Otherwise, I’m with the consensus on counting: If you’re gonna do it, be as discreet as possible and get the hell out while you’re ahead.

Little nagging aside…I can understand giving a harsh lecture to a suspected cheat, maybe even a little intimidation, but is a forced trip to the back room actually, well, legal? (Much less BATTERY, and let’s not try to sugarcoat this.) I saw the recent bio of Ken Uston on the History Channel, and what happened to him was downright chilling. I was flabbergasted that nobody even attempted to press charges over that.

Let me put it this way, basic card counting, which WILL put the edge to the player, is to keep running count / true count that Sam mentions and altering your bet for the hand based on it. Complex variations are complex, I won’t claim they are simple. Is this basic card counting strategy really harder than memorizing basic strategy? That’s the basic strategy chart, and you need to learn that cold before you even think about counting. There are 160 different possible plays to memorize on this chart, and apparently the chart changes depending on the specific rules of the casino.

The reason playing basic strategy is not a “skill” is that there are no rules against it, no restriction on discussing it with other players, no restriction on keeping a crib sheet with you at the table.

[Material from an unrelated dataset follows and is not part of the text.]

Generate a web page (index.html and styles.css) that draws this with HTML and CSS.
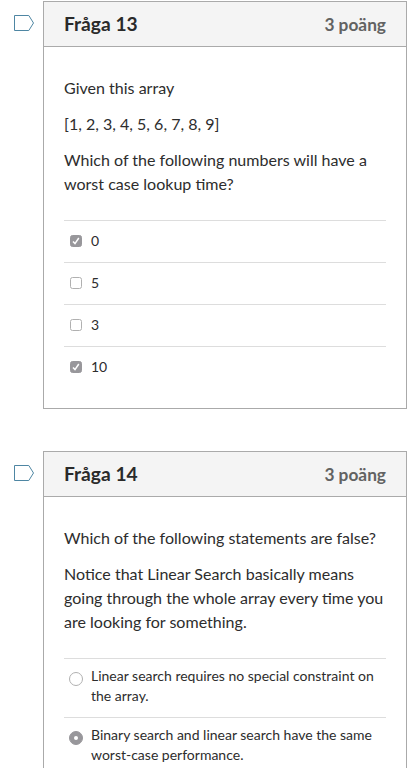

If card counting were legal and allowable, I’d put together a little clicker thing like baseball umpires use and just click my way to profits. Or keep a public running count with the other players at the game. Hey guys, we’re at +3 for this hand.

That’s the inherent difference between something being legal and something being illegal. Card counting is a skill today because you have to do it on the sly. Put it out in the open and it becomes no more a skill than playing basic strategy.

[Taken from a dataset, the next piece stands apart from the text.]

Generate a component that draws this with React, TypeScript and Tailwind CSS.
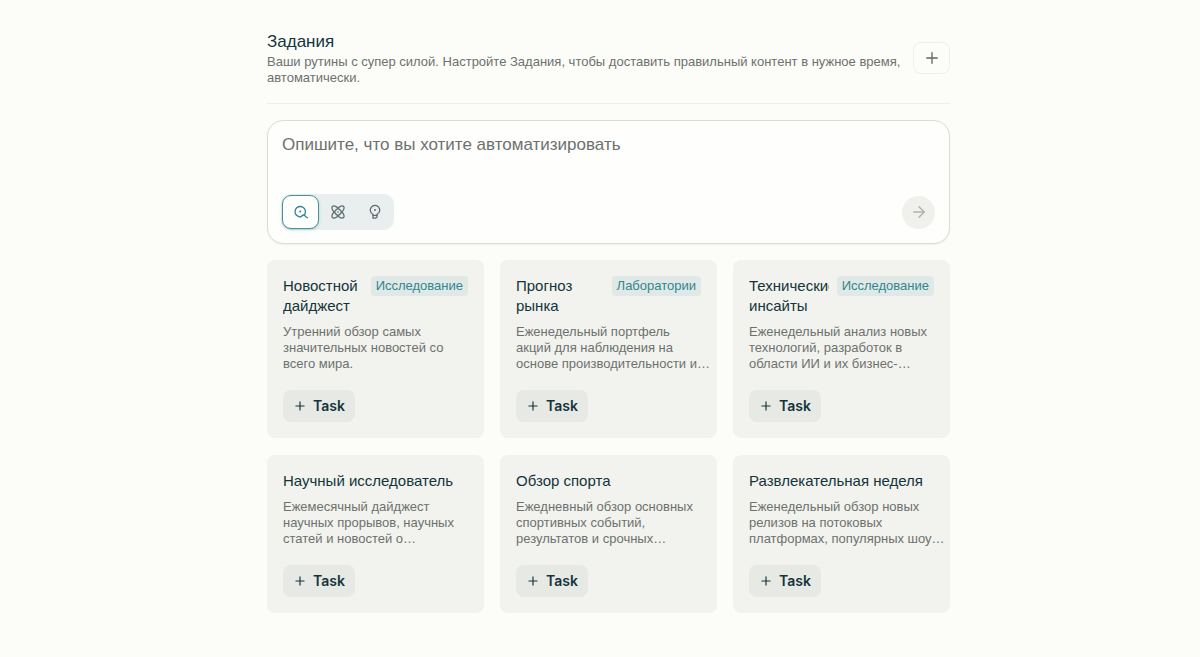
import { useState } from 'react'
import type { ReactNode } from 'react'
import { ArrowRight, Plus } from 'lucide-react'

type Mode = 'search' | 'research' | 'labs'

type Template = {
  title: string
  text: string
  badge?: string
}

const templates: Template[] = [
  { title: 'Новостной дайджест', text: 'Утренний обзор самых\nзначительных новостей со\nвсего мира.', badge: 'Исследование' },
  { title: 'Прогноз рынка', text: 'Еженедельный портфель\nакций для наблюдения на\nоснове производительности и…', badge: 'Лаборатории' },
  { title: 'Технические инсайты', text: 'Еженедельный анализ новых\nтехнологий, разработок в\nобласти ИИ и их бизнес-…', badge: 'Исследование' },
  { title: 'Научный исследователь', text: 'Ежемесячный дайджест\nнаучных прорывов, научных\nстатей и новостей о…' },
  { title: 'Обзор спорта', text: 'Ежедневный обзор основных\nспортивных событий,\nрезультатов и срочных…' },
  { title: 'Развлекательная неделя', text: 'Еженедельный обзор новых\nрелизов на потоковых\nплатформах, популярных шоу…' },
]

function ModeIcon({ children }: { children: ReactNode }) {
  return (
    <svg className="size-4" viewBox="0 0 16 16" fill="none" stroke="currentColor" strokeWidth="1.3" strokeLinecap="round" strokeLinejoin="round" aria-hidden="true">
      {children}
    </svg>
  )
}

const modes: { id: Mode; label: string; icon: ReactNode }[] = [
  {
    id: 'search',
    label: 'Поиск',
    icon: (
      <ModeIcon>
        <path d="M7.3 12.9A5.2 5.2 0 1 1 12.4 8.4c-.1 1-.5 1.7-1.1 2.4" />
        <path d="M7.3 12.9c1.4 0 1.7-1.9 3.2-1.9 1.6 0 1.9 2.4 4 2.7" />
        <circle cx="7.2" cy="7.6" r="1" fill="currentColor" stroke="none" />
      </ModeIcon>
    ),
  },
  {
    id: 'research',
    label: 'Исследование',
    icon: (
      <ModeIcon>
        <path d="M8 4.2C9.900 2 12.600 1.500 13.600 2.400s.4 3.700-1.800 5.600c2.200 1.900 2.800 4.700 1.800 5.600s-3.700.4-5.600-1.800c-1.900 2.200-4.600 2.700-5.600 1.800s-.4-3.700 1.800-5.600C2 6.100 1.400 3.300 2.400 2.400S6.100 2 8 4.200z" />
        <path d="M8 4.200c1.400 1 2.800 2.400 3.800 3.800-1 1.400-2.400 2.800-3.800 3.800C6.600 10.800 5.200 9.400 4.200 8 5.200 6.600 6.600 5.200 8 4.200z" />
        <circle cx="8" cy="8" r="0.8" fill="currentColor" stroke="none" />
      </ModeIcon>
    ),
  },
  {
    id: 'labs',
    label: 'Лаборатории',
    icon: (
      <ModeIcon>
        <path d="M6 11.4v-1.1a4.700 4.700 0 1 1 4 0v1.100z" />
        <path d="M6 11.400v2.800h2.400l1.600-1v-1.800" />
        <circle cx="8" cy="6.100" r="1" fill="currentColor" stroke="none" />
      </ModeIcon>
    ),
  },
]

function ModeSwitch() {
  const [mode, setMode] = useState<Mode>('search')

  return (
    <div role="radiogroup" aria-label="Режим" className="flex rounded-[10px] bg-[#e8efee] p-px">
      {modes.map(m => (
        <label
          key={m.id}
          className={`relative flex h-[34px] w-[37px] cursor-pointer items-center justify-center rounded-[9px] border ${mode === m.id ? 'border-[#4b929b] bg-[#fefefc] text-[#318691] shadow-sm shadow-[#4b929b]/30' : 'border-transparent text-[#5f6f70]'}`}
        >
          <input
            type="radio"
            name="mode"
            value={m.id}
            checked={mode === m.id}
            onChange={() => setMode(m.id)}
            aria-label={m.label}
            className="sr-only"
          />
          {m.icon}
        </label>
      ))}
    </div>
  )
}

function TemplateCard({ title, text, badge }: Template) {
  return (
    <article className="flex flex-col items-start rounded-lg bg-[#f2f3ee] p-4">
      <div className="flex w-full items-start justify-between gap-2">
        <h2 className="min-w-0 overflow-hidden text-[15px] leading-5 text-[#13343b]">{title}</h2>
        {badge && (
          <span className="shrink-0 rounded bg-[#e0e9e6] px-[5px] text-[13px] leading-5 text-[#318691]">{badge}</span>
        )}
      </div>
      <p className="mt-2 whitespace-pre text-[13px] leading-4 text-[#6d716e]">{text}</p>
      <button type="button" className="mt-[18px] flex h-8 items-center gap-1.5 rounded-lg bg-[#e7e9e4] px-2.5 font-[Inter,sans-serif] text-sm font-semibold text-[#13343b]">
        <Plus className="size-[14px]" strokeWidth={2} />
        Task
      </button>
    </article>
  )
}

export default function App() {
  const [prompt, setPrompt] = useState('')

  return (
    <div className="min-h-screen bg-[#fcfdf9] pl-[17px] font-['Liberation_Sans',Arial,sans-serif]">
      <main className="mx-auto max-w-[683px] pt-8 pb-11">
        <header className="flex items-start justify-between border-b border-[#eff0ec] pb-[17px]">
          <div className="max-w-[640px]">
            <h1 className="text-[17px] leading-5 text-[#13343b]">Задания</h1>
            <p className="mt-0.5 text-[13px] leading-4 text-[#6d716e]">
              Ваши рутины с супер силой. Настройте Задания, чтобы доставить правильный контент в нужное время, автоматически.
            </p>
          </div>
          <button type="button" aria-label="Создать задание" className="mt-2.5 flex h-8 w-[37px] shrink-0 items-center justify-center rounded-lg border border-[#eff0ec] text-[#5f6462]">
            <Plus className="size-[18px]" strokeWidth={1.75} />
          </button>
        </header>

        <form onSubmit={e => e.preventDefault()} className="mt-4 rounded-2xl border border-[#d9dcd7] bg-[#fefefc] pt-3.5 pr-3.5 pb-[13px] pl-[13px] shadow-xs">
          <textarea
            rows={2}
            value={prompt}
            onChange={e => setPrompt(e.target.value)}
            aria-label="Описание задания"
            placeholder="Опишите, что вы хотите автоматизировать"
            className="block h-[59px] w-full resize-none pl-px text-[17px] leading-5 outline-none placeholder:text-[#6d716e]"
          />
          <div className="flex items-center justify-between">
            <ModeSwitch />
            <button type="submit" aria-label="Отправить" className="flex size-[33px] items-center justify-center rounded-full bg-[#f0f0ed] text-[#b0b3b0]">
              <ArrowRight className="size-[18px]" />
            </button>
          </div>
        </form>

        <section className="mt-4 grid grid-cols-3 items-start gap-x-4 gap-y-[17px]">
          {templates.map(t => (
            <TemplateCard key={t.title} {...t} />
          ))}
        </section>
      </main>
    </div>
  )
}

Card counting is not immoral, but for casinos to allow it is impractical. Casinos exist to offer you unfair bets; they continue to exist only because you take unfair bets; if they cannot offer you unfair bets, there will be no casinos. If you dislike this, play only among friends (or against enemies you are prepared to watch like a hawk). Personally I do dislike it. YMMV.

And the ‘basic’ level of card counting you mention isn’t enough to win. Again, unless you understand bankroll management, how to calculate your advantage so you can apply the Kelly criterion, and how to do all this very quickly, you’ll still lose money. You’ll just lose it more slowly.

Basic strategy is also a skill. Why are you trying to define that away?

That’s a ridiculous way to define a ‘skill’, and by that definition playing chess well is not a skill, and neither is being able to build a bridge. There are no rules against building a bridge, no restrictions on discussing it with other engineers, and engineers use ‘crib sheets’ and even calculators and computers while using their skill.

Again, card counting IS legal. The only reason it’s not ‘allowable’ is because the CASINO is not acting ethically. You’ve got it backwards. The casino is offering a game of skill advertised as such, but kicking out players who are A) playing within the rules, and B) exhibiting skill. I have NEVER seen a sign that says, “Card counting not allowed”.

As for using a ‘little clicker thing’, using a mechanical device while gambling is a felony in most states.

No, the difference between something being legal and something being illegal is whether the rules are being followed, and NOT whether you are good enough at a game to make the casino decide they don’t want you playing it any more.

Casinos behave with borderline ethics in many ways. They set up sucker bets to fleece the stupid and ignorant, and bury them within the normal play of games. They ply their customers with free alcohol to screw with their judgement and make them lose more. And they advertise a game of skill, then instruct their pit bosses to sneak around and quietly kick out anyone who shows enough skill to actually win at the game WHILE PLAYING BY THE RULES. If you have any outrage at all, it should be directed at the casino, not the players.